PARIS/LONDON (Reuters) - France’s Societe Generale (SOGN.PA) has put its leasing unit in the Nordics up for sale as part of a plan to exit non-strategic businesses and keep capital ratios strong, two sources familiar with the matter told Reuters.
Investors and analysts are keeping close tabs on Societe Generale’s progress in a disposal program that should help boost its common equity tier one ratio - a key measure of financial strength - by 80-90 basis points.
The unit, known as SG Finans, focuses on equipment finance solutions and has 358 employees overall in Norway, Sweden and Denmark.
Bank of America is leading the sale, one of the sources said.
SocGen’s executives believe the business is too isolated and does not provide enough synergies for the group, another source with direct knowledge of the matter said.
SocGen and Bank of America declined to comment.
SG Finans had 38.3 billion Norwegian crowns ($4.19 billion) of assets as of end-2018. Its profit before tax fell to 738 million Norwegian crowns ($80.34 million) in 2018 from 853 million Norwegian crowns a year before.
SocGen, along with other European banks, has to find ways to cope with a negative interest environment that curtails returns for retail activities and with difficult market conditions that hurt investment banking profits.
The French lender is also trying to flip a portfolio of non-performing loans linked to small and mid-sized companies to private equity investors, two sources said.
SocGen has gone through some tough times since the beginning of 2018 when it settled costly legal disputes. Its then head of investment banking left as a result.
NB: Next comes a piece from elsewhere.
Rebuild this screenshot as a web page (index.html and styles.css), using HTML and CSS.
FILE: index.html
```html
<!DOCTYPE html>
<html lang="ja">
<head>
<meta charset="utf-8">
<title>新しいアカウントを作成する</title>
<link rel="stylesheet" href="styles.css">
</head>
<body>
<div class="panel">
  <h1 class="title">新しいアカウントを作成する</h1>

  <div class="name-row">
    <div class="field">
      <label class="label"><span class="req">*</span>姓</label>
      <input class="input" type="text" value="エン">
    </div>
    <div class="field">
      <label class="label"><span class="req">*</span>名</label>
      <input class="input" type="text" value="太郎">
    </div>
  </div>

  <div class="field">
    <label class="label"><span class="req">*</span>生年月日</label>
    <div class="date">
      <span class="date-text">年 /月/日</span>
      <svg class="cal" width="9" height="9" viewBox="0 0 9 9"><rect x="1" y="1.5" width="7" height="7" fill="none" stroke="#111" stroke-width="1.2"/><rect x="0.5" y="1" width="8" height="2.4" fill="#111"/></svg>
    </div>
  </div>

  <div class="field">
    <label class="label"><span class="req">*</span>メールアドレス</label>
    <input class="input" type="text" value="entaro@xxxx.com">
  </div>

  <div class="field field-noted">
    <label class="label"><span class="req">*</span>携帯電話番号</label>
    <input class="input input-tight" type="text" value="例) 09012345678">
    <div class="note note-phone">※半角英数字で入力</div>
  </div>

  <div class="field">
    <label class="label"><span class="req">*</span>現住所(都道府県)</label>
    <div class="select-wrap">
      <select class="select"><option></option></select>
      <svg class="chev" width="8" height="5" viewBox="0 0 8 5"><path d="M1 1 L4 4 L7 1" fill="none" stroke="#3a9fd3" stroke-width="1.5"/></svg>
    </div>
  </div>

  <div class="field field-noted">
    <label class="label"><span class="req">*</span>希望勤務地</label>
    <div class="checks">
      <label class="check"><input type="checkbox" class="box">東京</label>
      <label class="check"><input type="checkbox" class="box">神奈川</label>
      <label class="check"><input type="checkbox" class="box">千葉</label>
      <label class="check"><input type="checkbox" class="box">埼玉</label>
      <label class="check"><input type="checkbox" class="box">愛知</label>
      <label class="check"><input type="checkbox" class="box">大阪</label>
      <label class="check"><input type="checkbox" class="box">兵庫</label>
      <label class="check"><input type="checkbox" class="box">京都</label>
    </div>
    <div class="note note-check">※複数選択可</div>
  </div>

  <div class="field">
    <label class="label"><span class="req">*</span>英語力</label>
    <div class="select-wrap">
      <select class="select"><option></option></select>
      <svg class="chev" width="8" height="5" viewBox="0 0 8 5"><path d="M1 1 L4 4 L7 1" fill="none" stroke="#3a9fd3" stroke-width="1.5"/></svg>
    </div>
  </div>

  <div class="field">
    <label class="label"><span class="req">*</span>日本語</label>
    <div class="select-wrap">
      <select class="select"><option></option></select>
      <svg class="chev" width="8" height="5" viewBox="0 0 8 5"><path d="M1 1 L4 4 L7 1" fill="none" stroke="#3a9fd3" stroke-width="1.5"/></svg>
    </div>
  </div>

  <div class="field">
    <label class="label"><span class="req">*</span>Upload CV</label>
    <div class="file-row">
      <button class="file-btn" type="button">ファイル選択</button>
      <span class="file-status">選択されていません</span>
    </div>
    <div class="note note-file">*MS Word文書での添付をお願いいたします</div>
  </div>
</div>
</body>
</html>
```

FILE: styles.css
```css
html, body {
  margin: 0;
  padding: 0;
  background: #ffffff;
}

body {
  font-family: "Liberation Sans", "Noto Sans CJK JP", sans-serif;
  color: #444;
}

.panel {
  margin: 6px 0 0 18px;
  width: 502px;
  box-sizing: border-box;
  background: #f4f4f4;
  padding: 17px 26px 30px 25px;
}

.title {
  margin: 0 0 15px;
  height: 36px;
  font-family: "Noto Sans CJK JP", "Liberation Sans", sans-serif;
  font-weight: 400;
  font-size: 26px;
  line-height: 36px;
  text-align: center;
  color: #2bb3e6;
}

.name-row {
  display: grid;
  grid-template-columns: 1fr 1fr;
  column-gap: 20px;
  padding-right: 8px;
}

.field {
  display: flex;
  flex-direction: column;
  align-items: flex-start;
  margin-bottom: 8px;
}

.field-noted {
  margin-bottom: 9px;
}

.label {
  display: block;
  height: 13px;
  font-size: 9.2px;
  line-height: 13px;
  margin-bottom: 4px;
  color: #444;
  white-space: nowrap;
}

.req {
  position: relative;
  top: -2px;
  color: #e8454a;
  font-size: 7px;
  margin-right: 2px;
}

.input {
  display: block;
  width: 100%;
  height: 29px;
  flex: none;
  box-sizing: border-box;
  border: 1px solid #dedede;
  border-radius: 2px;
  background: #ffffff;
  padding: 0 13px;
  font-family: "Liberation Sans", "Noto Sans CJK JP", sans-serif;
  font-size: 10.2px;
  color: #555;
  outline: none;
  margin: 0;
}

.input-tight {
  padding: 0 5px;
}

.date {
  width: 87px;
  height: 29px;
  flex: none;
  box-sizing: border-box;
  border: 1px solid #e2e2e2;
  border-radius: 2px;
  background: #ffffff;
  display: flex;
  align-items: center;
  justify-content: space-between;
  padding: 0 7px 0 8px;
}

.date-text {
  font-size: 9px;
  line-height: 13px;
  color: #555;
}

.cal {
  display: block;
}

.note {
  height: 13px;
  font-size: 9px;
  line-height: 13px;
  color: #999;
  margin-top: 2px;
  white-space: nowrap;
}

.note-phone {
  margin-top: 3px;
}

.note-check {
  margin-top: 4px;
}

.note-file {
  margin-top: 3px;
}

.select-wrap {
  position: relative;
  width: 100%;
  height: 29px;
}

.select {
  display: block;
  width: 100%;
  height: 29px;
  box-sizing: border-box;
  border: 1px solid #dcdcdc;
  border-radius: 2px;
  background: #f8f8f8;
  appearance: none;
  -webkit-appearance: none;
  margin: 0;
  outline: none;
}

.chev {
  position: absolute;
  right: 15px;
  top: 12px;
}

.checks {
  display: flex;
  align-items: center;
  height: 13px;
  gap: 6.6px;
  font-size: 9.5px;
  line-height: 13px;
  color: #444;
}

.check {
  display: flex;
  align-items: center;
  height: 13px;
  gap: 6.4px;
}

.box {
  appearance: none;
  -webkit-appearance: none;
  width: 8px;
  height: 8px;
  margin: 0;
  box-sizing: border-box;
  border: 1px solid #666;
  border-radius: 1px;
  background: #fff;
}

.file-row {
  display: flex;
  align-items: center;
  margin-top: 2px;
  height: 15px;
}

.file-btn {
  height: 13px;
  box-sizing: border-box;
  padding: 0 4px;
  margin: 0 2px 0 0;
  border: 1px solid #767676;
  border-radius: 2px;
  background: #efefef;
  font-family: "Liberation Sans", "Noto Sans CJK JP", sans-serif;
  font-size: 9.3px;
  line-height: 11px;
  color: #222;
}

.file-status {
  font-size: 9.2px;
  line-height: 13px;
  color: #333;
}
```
Since then, its share price slid to a 7-year low of 21.2 euros per share in June, recovering slightly to 26.4 euros as of 0830 GMT on Wednesday thanks to the bank’s efforts to keep capital ratios on track with its targets.
The European banking index .SX7P is down by 2.8% in the past year, outperforming SocGen’s share price, which has fallen more than 20% in that period.
SocGen is to report third-quarter results on Nov. 6.